Bill Heiligbrodt, SCI's chairman, said: 'I said I wanted to buy some things over here. You didn't believe the Texan way of doing business.'
Having persuaded Pompes Funebres Generales of France to sell its 46.3 per cent stake, SCI now has more than 50 per cent of Plantsbrook, the largest quoted UK burial business, providing more than 58,000 funerals a year.
Great Southern, acquired after an acrimonious bid, was the second-largest quoted business, with 26,000 burials a year. The combined operation will still rank behind the Co-op, the market leader.

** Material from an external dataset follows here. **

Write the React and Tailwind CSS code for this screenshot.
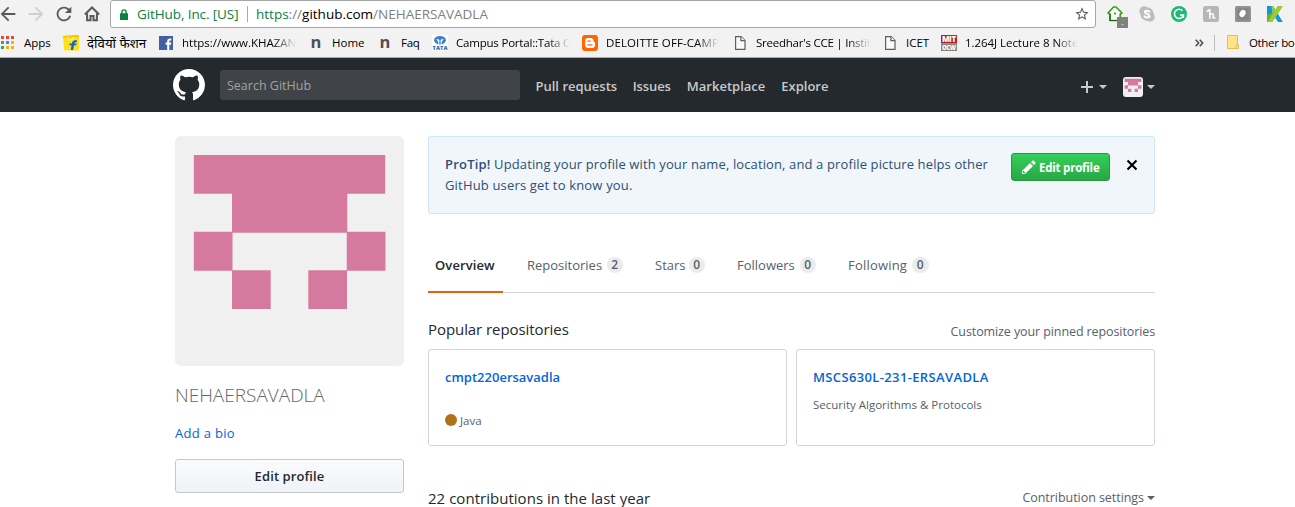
function Glyph({ d, box = "0 0 24 24", className = "" }) {
  return (
    <svg viewBox={box} className={`block shrink-0 fill-current ${className}`} aria-hidden="true">
      <path d={d} />
    </svg>
  );
}

const paths = {
  back: "M20 11H7.83l5.59-5.59L12 4l-8 8 8 8 1.41-1.41L7.83 13H20z",
  forward: "M12 4l-1.41 1.41L16.17 11H4v2h12.17l-5.58 5.59L12 20l8-8z",
  reload:
    "M17.65 6.35C16.2 4.9 14.21 4 12 4c-4.42 0-7.99 3.58-7.99 8s3.57 8 7.99 8c3.73 0 6.84-2.55 7.73-6h-2.08c-.82 2.33-3.04 4-5.65 4-3.31 0-6-2.69-6-6s2.69-6 6-6c1.66 0 3.14.69 4.22 1.78L13 11h7V4z",
  star: "M22 9.24l-7.19-.62L12 2 9.19 8.63 2 9.24l5.46 4.73L5.82 21 12 17.27 18.18 21l-1.63-7.03L22 9.24zM12 15.4l-3.76 2.27 1-4.28-3.32-2.88 4.38-.38L12 6.1l1.71 4.04 4.38.38-3.32 2.88 1 4.28L12 15.4z",
  mark: "M8 0C3.58 0 0 3.58 0 8c0 3.54 2.29 6.53 5.47 7.59.4.07.55-.17.55-.38 0-.19-.01-.82-.01-1.49-2.01.37-2.53-.49-2.69-.94-.09-.23-.48-.94-.82-1.13-.28-.15-.68-.52-.01-.53.63-.01 1.08.58 1.23.82.72 1.21 1.87.87 2.33.66.07-.52.28-.87.51-1.07-1.78-.2-3.64-.89-3.64-3.95 0-.87.31-1.59.82-2.15-.08-.2-.36-1.02.08-2.12 0 0 .67-.21 2.2.82.64-.18 1.32-.27 2-.27s1.36.09 2 .27c1.53-1.04 2.2-.82 2.2-.82.44 1.1.16 1.92.08 2.12.51.56.82 1.27.82 2.15 0 3.07-1.87 3.75-3.65 3.95.29.25.54.73.54 1.48 0 1.07-.01 1.93-.01 2.2 0 .21.15.46.55.38A8.01 8.01 0 0 0 16 8c0-4.42-3.58-8-8-8z",
  plus: "M12 9H7v5H5V9H0V7h5V2h2v5h5z",
  pencil:
    "M0 12v3h3l8-8-3-3-8 8zm3 2H1v-2h1v1h1v1zm10.3-9.3L12 6 9 3l1.3-1.3a.996.996 0 0 1 1.41 0l1.59 1.59c.39.39.39 1.02 0 1.41z",
  close:
    "M7.48 8l3.75 3.75-1.48 1.48L6 9.48l-3.75 3.75-1.48-1.48L4.52 8 .77 4.25l1.48-1.48L6 6.52l3.75-3.75 1.48 1.48z",
};

function Caret({ className = "" }) {
  return <span className={`block h-0 w-0 border-x-4 border-t-4 border-b-0 border-x-transparent ${className}`} />;
}

function Identicon({ className = "" }) {
  return (
    <svg viewBox="0 0 420 420" preserveAspectRatio="none" className={`block shrink-0 ${className}`} aria-hidden="true">
      <path fill="#f0f0f0" d="M0 0h420v420H0z" />
      <path
        fill="#d6799f"
        d="M34.500 34.500h351v71H316v71H104.500v-71h-70zM34.500 175h71v71h-71zM315 175h71v71h-71zM104.500 245h71v71h-71zM244.500 245h71v71h-71z"
      />
    </svg>
  );
}

function HomeIcon() {
  return (
    <svg viewBox="0 0 16 16" className="block size-4 shrink-0" fill="none" stroke="#5a5a5a" strokeWidth="2" aria-hidden="true">
      <path d="M.9 8.500L8 1.500l7.100 7M3.100 7.400v6.900h3.400V10h3v4.300h3.400V7.400" />
    </svg>
  );
}

function AppsIcon() {
  const colors = ["#e8453c", "#e8453c", "#e8453c", "#3aa757", "#4285f4", "#f4b400", "#3aa757", "#f4b400", "#f4b400"];
  return (
    <div className="grid w-[14px] grid-cols-[4px_4px_4px] grid-rows-[4px_4px_4px] gap-px">
      {colors.map((c, i) => (
        <span key={i} className="size-[3.4px]" style={{ backgroundColor: c }} />
      ))}
    </div>
  );
}

function FlipkartIcon() {
  return (
    <svg viewBox="0 0 16 16" className="block size-4" aria-hidden="true">
      <path fill="#ffe11b" d="M0 1l16-1v15.500H1z" />
      <path fill="#f5c400" d="M0 1l16-1-.2 2.500H.2z" />
      <path fill="none" stroke="#fff" strokeWidth=".9" d="M4.500 2c.3 4 5.700 4 6.200 0" />
      <path fill="#0b66d0" d="M14 5.500c-3.600-.7-4.800 1-5.100 2.900H6.600l-.4 1.800h2.300L7.700 15h2.500l.8-4.800h2.200l.4-1.800h-2.300c.3-1.100.9-1.400 2.400-1.200z" />
    </svg>
  );
}

function FacebookIcon() {
  return (
    <svg viewBox="0 0 16 16" className="block size-4" aria-hidden="true">
      <rect x="1" y="1" width="14" height="14" fill="#4460a0" />
      <path fill="#fff" d="M9.200 15V9.700H7.600V7.600h1.600V6.100c0-1.800 1-2.700 2.600-2.700h1.500v2h-1c-.8 0-1 .4-1 1v1.200h2l-.3 2.100h-1.700V15z" />
    </svg>
  );
}

function NIcon() {
  return (
    <span className="flex size-4 items-center justify-center pb-px font-['Open_Sans',sans-serif] text-[16.5px] leading-4 font-bold text-[#505050]">
      n
    </span>
  );
}

function TataIcon() {
  return (
    <svg viewBox="0 0 16 16" className="block size-4" aria-hidden="true">
      <path fill="#fff" d="M0 0h16v16H0z" />
      <ellipse cx="8" cy="5.200" rx="5.900" ry="4.200" fill="#3d7fc4" />
      <path fill="#fff" d="M4 4.600c1.800-.6 3.300-.3 3.400.7l-.2 4.400h-.9c.3-2.600-.3-4.300-2.300-5.100zM12 4.600c-1.800-.6-3.300-.3-3.400.7l.2 4.400h.9c-.3-2.600.3-4.300 2.300-5.100z" />
      <text x="8" y="15" textAnchor="middle" textLength="15" fontSize="5.600" fontWeight="800" fill="#2f6fb5" fontFamily="Open Sans, sans-serif">
        TATA
      </text>
    </svg>
  );
}

function BloggerIcon() {
  return (
    <svg viewBox="0 0 16 16" className="block size-4" aria-hidden="true">
      <rect width="16" height="16" rx="3" fill="#ff6600" />
      <path fill="#fff" d="M6 3h2.600c1.700 0 2.900 1.200 2.900 2.800 0 1 .3 1.300 1 1.300.4 0 .6.300.6.700v2.300c0 1.700-1.200 2.900-2.900 2.900H6c-1.700 0-2.900-1.200-2.900-2.900V5.900C3.100 4.200 4.300 3 6 3z" />
      <path stroke="#ff6600" strokeWidth="1.400" strokeLinecap="round" d="M6 6.100h2.200M6 9.900h4" />
    </svg>
  );
}

function PageIcon() {
  return (
    <svg viewBox="0 0 16 16" className="block size-4" fill="#fafafa" stroke="#5e5e5e" strokeWidth="1.200" aria-hidden="true">
      <path d="M3.600 1.600h5.600l3.800 3.800v9H3.600z" />
      <path d="M8.900 1.600v4h4.100" />
    </svg>
  );
}

function MitIcon() {
  return (
    <svg viewBox="0 0 16 16" className="block size-4 overflow-visible" fontFamily="Open Sans, sans-serif" aria-hidden="true">
      <path fill="#b3202a" d="M0 0h16v8.500H0z" />
      <path fill="#8b857a" d="M0 8.500h16V16H0z" />
      <text x="8" y="7.200" textAnchor="middle" textLength="14" fontSize="7.800" fontWeight="800" fill="#fff">
        MIT
      </text>
      <text x="8" y="14.500" textAnchor="middle" textLength="14" fontSize="6" fontWeight="800" fill="#fff">
        OCW
      </text>
    </svg>
  );
}

const fade = "[mask-image:linear-gradient(to_right,#000_80%,transparent_100%)]";

const bookmarks = [
  { label: "Apps", Icon: AppsIcon, box: "w-[63px]", text: "" },
  { label: "देवियों फैशन", Icon: FlipkartIcon, box: "w-[95px]", text: "text-[13.3px]" },
  { label: "https://www.KHAZAN", Icon: FacebookIcon, box: "w-[150px]", text: fade },
  { label: "Home", Icon: NIcon, box: "w-[69px]", text: "" },
  { label: "Faq", Icon: NIcon, box: "w-[55px]", text: "tracking-[-0.3px]" },
  { label: "Campus Portal::Tata C", Icon: TataIcon, box: "w-[150px]", text: `tracking-[-0.2px] ${fade}` },
  { label: "DELOITTE OFF-CAMP", Icon: BloggerIcon, box: "w-[150px]", text: `tracking-[0.1px] ${fade}` },
  { label: "Sreedhar's CCE | Instit", Icon: PageIcon, box: "w-[150px]", text: `tracking-[-0.24px] ${fade}` },
  { label: "ICET", Icon: PageIcon, box: "w-[59px]", text: "" },
  { label: "1.264J Lecture 8 Note", Icon: MitIcon, box: "w-[150px]", text: `tracking-[-0.05px] ${fade}` },
];

function Extensions() {
  return (
    <div className="ml-[11px] flex h-7 items-center gap-4">
      <div className="relative size-4">
        <svg viewBox="0 0 16 16" className="block size-4" aria-hidden="true">
          <path fill="#fff" stroke="#2fa80c" strokeWidth="1.700" strokeLinejoin="round" d="M1 7L6.500 1h2.500L15 7l-1.800 1v6.500H3V8z" />
          <path fill="none" stroke="#1b6b08" strokeWidth="1.200" d="M3 8v6.500h10" />
          <circle cx="8" cy="7.500" r=".9" fill="#2c5d1b" />
        </svg>
        <span className="absolute top-[11px] left-[10px] flex h-[11px] w-[11px] items-center justify-center bg-[#808080] text-[8px] leading-none text-white">
          -
        </span>
      </div>
      <svg viewBox="0 0 16 16" className="block size-4" aria-hidden="true">
        <circle cx="5" cy="5" r="4.700" fill="#bdbdbd" />
        <circle cx="11" cy="11" r="4.700" fill="#bdbdbd" />
        <circle cx="8" cy="8" r="6.700" fill="#bdbdbd" />
        <path fill="none" stroke="#fff" strokeWidth="2" strokeLinecap="round" d="M10.400 5.700C9.500 4.300 5.900 4.200 5.800 6.100c0 2.100 4.700 1.500 4.700 3.800 0 2-4 2.100-5 .4" />
      </svg>
      <svg viewBox="0 0 16 16" className="block size-4" aria-hidden="true">
        <circle cx="8" cy="8" r="8" fill="#1cb975" />
        <path fill="none" stroke="#fff" strokeWidth="1.600" d="M11.400 4.700A4.600 4.600 0 1 0 12.500 9H9M12.400 8.300v3.600" />
      </svg>
      <svg viewBox="0 0 16 16" className="block size-4" aria-hidden="true">
        <rect width="16" height="16" rx="2.500" fill="#b7b7b9" />
        <path
          fill="none"
          stroke="#fff"
          strokeWidth="1.500"
          strokeLinecap="round"
          strokeLinejoin="round"
          d="M4 5.200c1.200 0 2-.8 2.800-1.700v8.700M6.800 9c.8-1.600 3.800-2 3.600.3l-.2 1.700c0 1.200.8 1.300 1.700.8"
        />
      </svg>
      <svg viewBox="0 0 16 16" className="block size-4" aria-hidden="true">
        <rect width="16" height="16" rx="1.500" fill="#929292" />
        <rect x="2" y="2" width="12" height="12" rx="2" fill="#868686" />
        <ellipse cx="7.500" cy="7.500" rx="2.800" ry="3.800" transform="rotate(30 7.500 7.500)" fill="#fff" />
      </svg>
      <svg viewBox="0 0 16 16" className="block size-4" aria-hidden="true">
        <path fill="#0f96dc" d="M0 0h6l5 8 4.800 8H11L7 10 2.500 14H0z" />
        <path fill="#6fae2e" d="M0 8.500L5 7l1.500 4L4 16H0z" />
        <path fill="#9bcb3a" d="M4.500 0h2l2.500 7-3 5.500zM10.500 0H16L5.500 16H.5z" />
      </svg>
    </div>
  );
}

function BrowserChrome() {
  return (
    <div className="h-[58px] border-b border-[#a8a8a8] bg-[#f2f2f2]">
      <div className="flex h-7">
        <div className="flex w-[110px] shrink-0 items-center text-[#5a5a5a]">
          <Glyph d={paths.back} className="-ml-[3px] size-[22px]" />
          <Glyph d={paths.forward} className="ml-[6px] size-[22px] text-[#cfcfcf]" />
          <Glyph d={paths.reload} className="ml-[6px] size-[22px]" />
          <span className="ml-[9px]">
            <HomeIcon />
          </span>
        </div>
        <div className="flex h-7 w-[986px] shrink-0 items-center rounded-[3px] border border-[#a6a6a6] bg-white pr-[5px] pl-[9px] text-[13.5px] whitespace-nowrap">
          <svg viewBox="0 0 8 11" className="block h-[11px] w-2" aria-hidden="true">
            <path fill="none" stroke="#0b8043" strokeWidth="1.400" d="M1.900 5V3a2.100 2.100 0 0 1 4.200 0v2" />
            <rect y="4.200" width="8" height="6.800" rx=".6" fill="#0b8043" />
          </svg>
          <span className="ml-[9px] w-[111px] tracking-[-0.1px] text-[#0b8043]">GitHub, Inc. [US]</span>
          <span className="-ml-px h-[16px] w-px bg-[#a9a9a9]" />
          <span className="ml-[8px] text-[#808080]">
            <span className="text-[#0b8043]">https</span>://<span className="text-black">github.com</span>/NEHAERSAVADLA
          </span>
          <Glyph d={paths.star} className="ml-auto size-4 text-[#5a5a5a]" />
        </div>
        <Extensions />
      </div>
      <div className="flex h-[29px] items-center text-[11.5px] whitespace-nowrap text-black">
        {bookmarks.map(({ label, Icon, box, text }) => (
          <div key={label} className={`flex shrink-0 items-center gap-2 ${box}`}>
            <span className="flex size-4 shrink-0 items-center justify-center">
              <Icon />
            </span>
            <span className={`leading-[20px] ${text}`}>{label}</span>
          </div>
        ))}
        <svg viewBox="0 0 9 8" className="ml-[104px] h-2 w-[9px] shrink-0" fill="none" stroke="#4a4a4a" strokeWidth="1.500" aria-hidden="true">
          <path d="M.7.8L3.700 4l-3 3.200M4.700.8l3 3.200-3 3.200" />
        </svg>
        <span className="ml-[10px] h-4 w-px shrink-0 bg-[#bdbdbd]" />
        <svg viewBox="0 0 13 15" className="ml-[12px] h-[15px] w-[13px] shrink-0" fill="#ffe48a" stroke="#e8be4c" aria-hidden="true">
          <path d="M.5.5h10v9.500h1v3.500H.5z" />
          <path d="M9 13.500V10h2" />
        </svg>
        <span className="ml-[9px] shrink-0 tracking-[-0.35px]">Other bo</span>
      </div>
    </div>
  );
}

function Header() {
  return (
    <header className="h-[54px] bg-[#24292e]">
      <div className="ml-[173px] flex h-[54px] w-[982px] items-center">
        <Glyph d={paths.mark} box="0 0 16 16" className="size-8 text-white" />
        <div className="ml-[15px] h-[30px] w-[300px] rounded-[3px] bg-[#404448] px-[7px] text-[12.5px] leading-[32px] text-[#a0a2a4]">
          Search GitHub
        </div>
        <nav className="ml-[15.5px] flex gap-[16px] pt-[3px] text-[13px] font-semibold text-[#c8c9cb]">
          <span>Pull requests</span>
          <span className="-ml-[0.4px] tracking-[-0.1px]">Issues</span>
          <span>Marketplace</span>
          <span>Explore</span>
        </nav>
        <div className="ml-auto flex items-center pt-[4px] text-[#c8c9cb]">
          <Glyph d={paths.plus} box="0 0 12 16" className="h-4 w-3" />
          <Caret className="ml-[6px] border-t-[#c8c9cb]" />
          <Identicon className="ml-4 size-5 rounded-[3px]" />
          <Caret className="ml-[4px] border-t-[#c8c9cb]" />
        </div>
      </div>
    </header>
  );
}

function Tab({ label, count, className }) {
  return (
    <div className={`flex items-center ${className}`}>
      <span className="pt-[2px]">{label}</span>
      <span className="ml-auto flex h-4 w-[16.5px] items-center justify-center rounded-full bg-[#ebebeb] text-[12px] font-semibold text-[#586069]">
        {count}
      </span>
    </div>
  );
}

function RepoCard({ title, titleClass, children }) {
  return (
    <div className="h-[97px] w-[359px] rounded-[3px] border border-[#d1d5da] px-4 pt-4">
      <div className={`h-[22px] text-[13px] leading-[22px] font-semibold text-[#0366d6] ${titleClass}`}>{title}</div>
      {children}
    </div>
  );
}

export default function App() {
  return (
    <div className="h-[507px] w-[1295px] overflow-hidden bg-white font-['Open_Sans','Noto_Sans',sans-serif] text-[#24292e]">
      <BrowserChrome />
      <Header />
      <div className="ml-[175px] flex w-[980px] gap-6 pt-6">
        <aside className="w-[229px] shrink-0">
          <Identicon className="h-[230px] w-[229px] rounded-[6px]" />
          <div className="mt-[17px] text-[19px] leading-[25px] font-light text-[#666]">NEHAERSAVADLA</div>
          <div className="mt-[15px] text-[13px] leading-[20px] tracking-[0.3px] text-[#0366d6]">Add a bio</div>
          <div className="mt-4 h-[34px] rounded-[3px] border border-[#c6c9cc] bg-linear-to-b from-[#fafbfc] to-[#eff3f6] text-center text-[13px] leading-[32px] font-semibold tracking-[0.1px]">
            Edit profile
          </div>
        </aside>
        <main className="w-[727px] shrink-0">
          <div className="flex h-[78px] rounded-[3px] border border-[#cfe5f8] bg-[#f1f6fa] px-4 pt-4 text-[#2d4f75]">
            <p className="w-[566px] pt-px text-[13px] leading-[21px] tracking-[0.12px] whitespace-nowrap">
              <strong className="font-semibold tracking-[0.2px]">ProTip!</strong> Updating your profile with your name, location, and a profile picture helps other
              <br />
              <span className="tracking-[0.17px]">GitHub users get to know you.</span>
            </p>
            <div className="flex h-7 w-[99px] items-center rounded-[3px] border border-[#279a40] bg-linear-to-b from-[#34d058] to-[#28a745] pl-[10px] text-[11.5px] font-bold tracking-[-0.22px] whitespace-nowrap text-white">
              <Glyph d={paths.pencil} box="0 0 14 16" className="h-4 w-[14px]" />
              <span className="ml-[3px] pt-[2px]">Edit profile</span>
            </div>
            <Glyph d={paths.close} box="0 0 12 16" className="mt-1 ml-4 h-4 w-3 text-black" />
          </div>
          <div className="mt-[24px] flex h-[55px] border-b border-[#d1d5da] text-[13px] text-[#586069]">
            <div className="-mb-px h-[55px] w-[75px] border-b-2 border-[#e36209] pl-[7px] leading-[54px] font-semibold tracking-[0.1px] text-[#24292e]">
              Overview
            </div>
            <Tab label="Repositories" count="2" className="ml-[24px] w-[96px]" />
            <Tab label="Stars" count="0" className="ml-[32px] w-[50px]" />
            <Tab label="Followers" count="0" className="ml-[32px] w-[79px]" />
            <Tab label="Following" count="0" className="ml-[32px] w-[80.500px] tracking-[0.2px]" />
          </div>
          <div className="mt-[25px] flex h-[31px] justify-between">
            <h2 className="text-[15px] leading-[23px] tracking-[-0.07px]">Popular repositories</h2>
            <span className="text-[12.5px] leading-[27px] tracking-[-0.1px] text-[#586069]">Customize your pinned repositories</span>
          </div>
          <div className="flex gap-[9px]">
            <RepoCard title="cmpt220ersavadla" titleClass="">
              <div className="mt-[23px] flex h-[18px] items-center text-[11.5px] text-[#586069]">
                <span className="size-3 rounded-full bg-[#b07219]" />
                <span className="ml-[3px] pt-[2px]">Java</span>
              </div>
            </RepoCard>
            <RepoCard title="MSCS630L-231-ERSAVADLA" titleClass="tracking-[0.36px]">
              <div className="mt-[8px] text-[11.5px] leading-[18px] text-[#586069]">Security Algorithms &amp; Protocols</div>
            </RepoCard>
          </div>
          <div className="mt-[41px] flex justify-between">
            <h2 className="text-[15px] leading-[23px] tracking-[0.03px]">22 contributions in the last year</h2>
            <span className="flex h-[21px] items-center text-[12.5px] leading-[21px] tracking-[-0.05px] text-[#586069]">
              Contribution settings
              <Caret className="ml-[3px] border-t-[#586069]" />
            </span>
          </div>
        </main>
      </div>
    </div>
  );
}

The 175p-a-share offer for Pompes Funebres' stake compares with the 162p a share SCI paid in the market to take its stake up to 8.4 per cent recently.
Since SCI started buying shares in Plantsbrook, the price has run up from 82p. The shares closed 8p higher at 173p yesterday half an hour before the announcement of the deal to the Stock Exchange.
Mr Heiligbrodt said Plantsbrook and Great Southern would be merged, providing some cost savings. He added that SCI would now focus on mainland Europe.
Plantsbrook made pre-tax profits in the year to December 1993 of pounds 12m, implying an exit p/e of 22.5. Net assets were pounds 24.8m.
The Texan group was advised by JP Morgan and Schroders, the merchant bank whose omission of a crucial clause in the documentation of the Great Southern bid cost an estimated pounds 3.8m.